Troye is among a handful of Democratic candidates nationwide with former ties to Trump who have launched campaigns on an anti-Trump platform. The field includes former Georgia Lt. Gov. Geoff Duncan, who is now seeking the governorship, and George Conway, the ex-husband of former Trump adviser Kellyanne Conway.

Can party switching find success in Trump era?

Party switching has long been a part of politics in America, but it remains to be seen how effective a shift of that nature will be in the Trump era. Former Florida Gov. Charlie Crist ditched the Republican Party and later became a Democrat in 2012.

After switching parties, he was defeated by Republican Sen. Rick Scott in a 2014 governor's race but served three terms as a Democrat in Congress from 2017 to 2022. Later that year, he lost a gubernatorial campaign to current Florida Gov. Ron DeSantis. Republican Rep. Kevin Kiley registered as an independent earlier this year, facing a tougher map for his past party in California's redistricting; and ex-Arizona Sen. Kyrsten Sinema left the Democratic Party and became an independent.

She didn't seek reelection and was replaced by Sen. Ruben Gallego.

Duncan, the ex-lieutenant governor of Georgia, has faced criticism in the Georgia gubernatorial race for his past opposition to abortion access from groups such as Emily's List, the nation's largest network focused on electing Democratic women. The group slammed his "anti-abortion record" on the org's website and argued that he helped pass Georgia's controversial six-week abortion ban in November 2022.

Geoff Duncan talks to city officials at the HUB for Community Innovation during a statewide housing tour in Augusta, Georgia, on Dec. 19, 2025.
George Conway speaks onstage during the "Stand Up for National Day of Action for Science" rally on the National Mall in Washington on March 7, 2026.

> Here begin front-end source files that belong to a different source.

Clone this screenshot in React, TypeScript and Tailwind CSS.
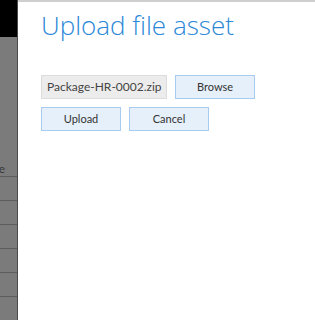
const rows = [0, 1, 2, 3, 4, 5];

export default function App() {
  return (
    <div className="flex h-[320px] w-[315px] overflow-hidden bg-white" style={{ fontFamily: 'Lato, "Liberation Sans", sans-serif' }}>
      <div className="flex w-[18px] shrink-0 flex-col bg-[#7b7b7b] border-r border-[#4a4a4a]">
        <div className="h-[38px] bg-black" />
        <div className="relative h-[143px]">
          <span className="absolute right-[12px] top-[126px] text-[12px] leading-none text-[#3a3a3a]">e</span>
        </div>
        {rows.map((r) => (
          <div key={r} className="h-[24px] shrink-0 border-t border-[#5c5c5c]" />
        ))}
      </div>
      <div className="flex flex-1 flex-col border-t-[2px] border-[#cfcfcf] pl-[23px] pt-[7px]">
        <h1 className="font-['Open_Sans'] text-[26px] font-light leading-[32px] text-[#2b88d8]">Upload file asset</h1>
        <div className="mt-[34px] flex gap-[8px]">
          <div className="flex h-[24px] w-[126px] shrink-0 items-center overflow-hidden whitespace-nowrap border border-[#dcdcdc] bg-[#ececec] pl-[5px] text-[12px] text-[#444]">
            Package-HR-0002.zip
          </div>
          <button className="h-[24px] w-[80px] shrink-0 border border-[#a6cbef] bg-[#e6f0fa] text-[11px] text-[#333]">Browse</button>
        </div>
        <div className="mt-[8px] flex gap-[8px]">
          <button className="h-[24px] w-[80px] border border-[#a6cbef] bg-[#e6f0fa] text-[11px] text-[#333]">Upload</button>
          <button className="h-[24px] w-[80px] border border-[#a6cbef] bg-[#e6f0fa] text-[11px] text-[#333]">Cancel</button>
        </div>
      </div>
    </div>
  );
}
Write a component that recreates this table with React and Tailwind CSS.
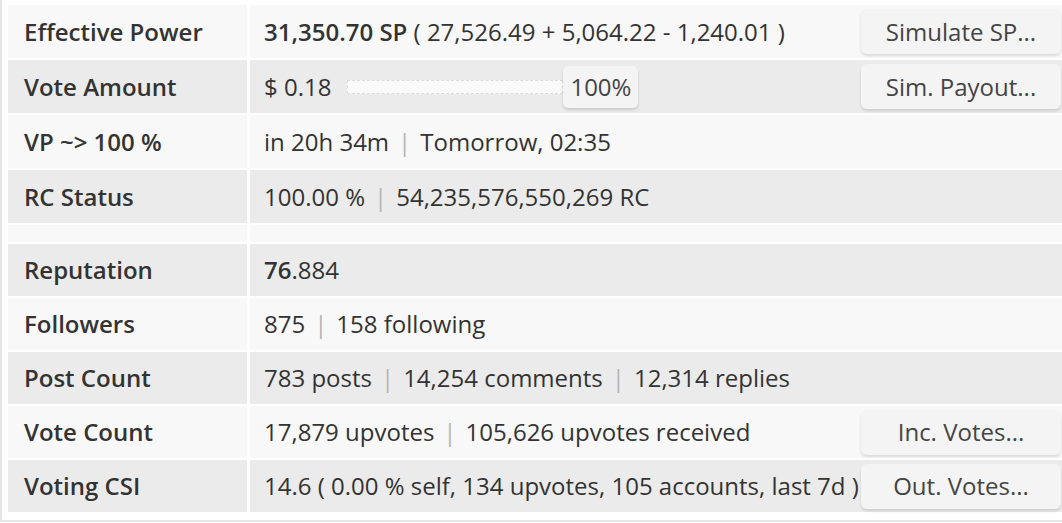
const Sep = () => <span className="px-[9px] text-[#b5b5b5]">|</span>

const Btn = ({ children }) => (
  <div className="w-[200px] h-[45px] flex items-center justify-center rounded-[6px] bg-[#f4f4f4] text-[#444] shadow-[0_2px_3px_rgba(0,0,0,0.12)]">
    {children}
  </div>
)

const Row = ({ label, shade, tall, children, button }) => {
  const bg = shade ? 'bg-[#ebebeb]' : 'bg-[#f8f8f8]'
  return (
    <div className={`flex gap-[3px] ${tall ? 'h-[53px]' : 'h-[52px]'}`}>
      <div className={`w-[239px] flex-none flex items-center pl-[16px] font-semibold ${bg}`}>{label}</div>
      <div className={`flex-1 flex items-center justify-between pl-[14px] ${bg}`}>
        <div className="flex items-center whitespace-nowrap">{children}</div>
        {button && <div className="mr-[1px]"><Btn>{button}</Btn></div>}
      </div>
    </div>
  )
}

export default function App() {
  return (
    <div className="w-[1062px] h-[523px] overflow-hidden bg-white font-['Open_Sans',sans-serif] text-[24px] text-[#333]">
      <div className="h-[522px] border-l-2 border-b-2 border-[#e6e6e6] pl-[6px] pt-[5px]">
        <div className="flex flex-col gap-[2px]">
          <Row label="Effective Power" tall button="Simulate SP...">
            <span className="font-semibold">31,350.70 SP</span>
            <span>&nbsp;( 27,526.49 + 5,064.22 - 1,240.01 )</span>
          </Row>
          <Row label="Vote Amount" shade tall button="Sim. Payout...">
            <span>$ 0.18</span>
            <div className="ml-[16px] w-[216px] h-[14px] bg-[#fafafa] border border-dashed border-[#dcdcdc]" />
            <div className="h-[42px] w-[75px] flex items-center justify-center rounded-[5px] bg-[#f4f4f4] text-[#444] shadow-[0_2px_3px_rgba(0,0,0,0.14)]">
              100%
            </div>
          </Row>
          <Row label="VP ~> 100 %" tall>
            <span>in 20h 34m</span>
            <Sep />
            <span>Tomorrow, 02:35</span>
          </Row>
          <Row label="RC Status" shade tall>
            <span>100.00 %</span>
            <Sep />
            <span>54,235,576,550,269 RC</span>
          </Row>
          <div className="flex gap-[3px] h-[17px]">
            <div className="w-[239px] flex-none bg-[#f8f8f8]" />
            <div className="flex-1 bg-[#f8f8f8]" />
          </div>
          <Row label="Reputation" shade>
            <span className="font-semibold">76</span>
            <span>.884</span>
          </Row>
          <Row label="Followers">
            <span>875</span>
            <Sep />
            <span>158 following</span>
          </Row>
          <Row label="Post Count" shade>
            <span>783 posts</span>
            <Sep />
            <span>14,254 comments</span>
            <Sep />
            <span>12,314 replies</span>
          </Row>
          <Row label="Vote Count" button="Inc. Votes...">
            <span>17,879 upvotes</span>
            <Sep />
            <span>105,626 upvotes received</span>
          </Row>
          <Row label="Voting CSI" shade button="Out. Votes...">
            <span>14.6 ( 0.00 % self, 134 upvotes, 105 accounts, last 7d )</span>
          </Row>
        </div>
      </div>
    </div>
  )
}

George Conway told CNN he was "crying in joy" for his ex-wife, a key spokesperson during Trump's first term, in 2016, after she became the first woman to successfully lead a campaign for a candidate who won the White House but he "didn't really realize how bad, how horrible this guy would be." Conway is in a crowded field to replace Rep. Jerry Nadler in New York's 12th district. That race also includes John F. Kennedy's grandson, Jack Schlossberg.

"I was a Republican until 2018 when I realized it had become a personality cult, and it no longer stood for things that I had stood for for many years," Conway also told CNN.

But it's Troye who may be able to carve out the most distance from Trump. In her announcement video, she claimed she voted for Secretary of State Hillary Clinton in 2016, "but after Trump won, I kept showing up to work."

"Because serving your country isn't supposed to be partisan," Troye continued. "The evil I saw in that White House was staggering. In 2020, I finally said enough." It remains to be seen if that messaging will work.